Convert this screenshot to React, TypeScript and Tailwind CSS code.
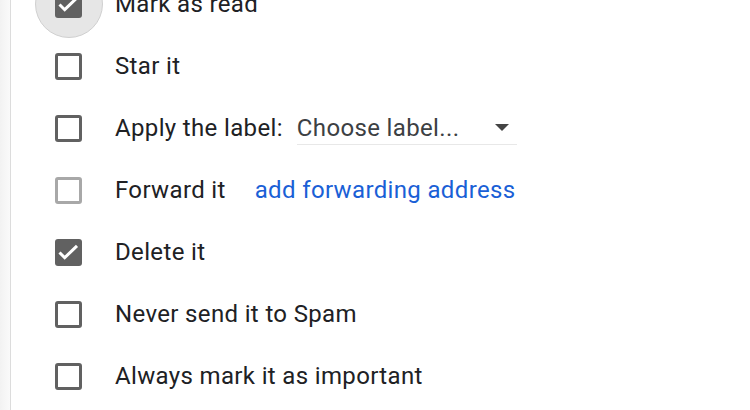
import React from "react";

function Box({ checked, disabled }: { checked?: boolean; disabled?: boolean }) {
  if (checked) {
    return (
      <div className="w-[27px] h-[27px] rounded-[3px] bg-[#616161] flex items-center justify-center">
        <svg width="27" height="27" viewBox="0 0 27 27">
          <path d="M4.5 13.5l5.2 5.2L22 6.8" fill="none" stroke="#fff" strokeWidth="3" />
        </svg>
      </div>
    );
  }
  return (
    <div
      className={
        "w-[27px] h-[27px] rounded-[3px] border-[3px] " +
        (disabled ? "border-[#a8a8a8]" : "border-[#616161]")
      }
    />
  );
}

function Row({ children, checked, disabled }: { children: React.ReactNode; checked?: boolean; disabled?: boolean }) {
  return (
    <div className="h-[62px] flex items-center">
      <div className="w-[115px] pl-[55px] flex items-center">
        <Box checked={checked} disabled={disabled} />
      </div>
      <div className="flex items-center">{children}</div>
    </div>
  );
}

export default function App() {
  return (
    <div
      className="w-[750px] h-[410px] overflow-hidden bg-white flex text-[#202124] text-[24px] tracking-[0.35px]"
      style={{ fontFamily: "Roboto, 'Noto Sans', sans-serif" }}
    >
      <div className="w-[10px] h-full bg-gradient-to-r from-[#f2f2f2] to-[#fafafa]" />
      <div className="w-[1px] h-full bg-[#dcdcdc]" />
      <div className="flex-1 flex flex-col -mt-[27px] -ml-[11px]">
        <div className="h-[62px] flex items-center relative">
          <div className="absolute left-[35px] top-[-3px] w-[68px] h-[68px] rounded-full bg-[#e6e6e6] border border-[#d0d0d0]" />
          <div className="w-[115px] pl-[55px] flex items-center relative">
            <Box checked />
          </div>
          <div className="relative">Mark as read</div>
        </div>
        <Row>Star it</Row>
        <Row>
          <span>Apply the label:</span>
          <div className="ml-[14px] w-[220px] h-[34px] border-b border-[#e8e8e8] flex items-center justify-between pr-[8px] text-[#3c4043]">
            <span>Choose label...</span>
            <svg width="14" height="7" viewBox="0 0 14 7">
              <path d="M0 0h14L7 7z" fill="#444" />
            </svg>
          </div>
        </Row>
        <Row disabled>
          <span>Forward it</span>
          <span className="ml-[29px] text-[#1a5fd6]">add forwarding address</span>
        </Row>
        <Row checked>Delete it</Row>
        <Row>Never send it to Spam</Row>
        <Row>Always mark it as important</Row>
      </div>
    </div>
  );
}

EXERCISE DETAILS. Repeat only the lines from the beginning of the material through the line containing "import React from", both ends kept, leaving pictures out.

SOLUTION TO THIS EXERCISE.
Convert this screenshot to React, TypeScript and Tailwind CSS code.
import React from "react";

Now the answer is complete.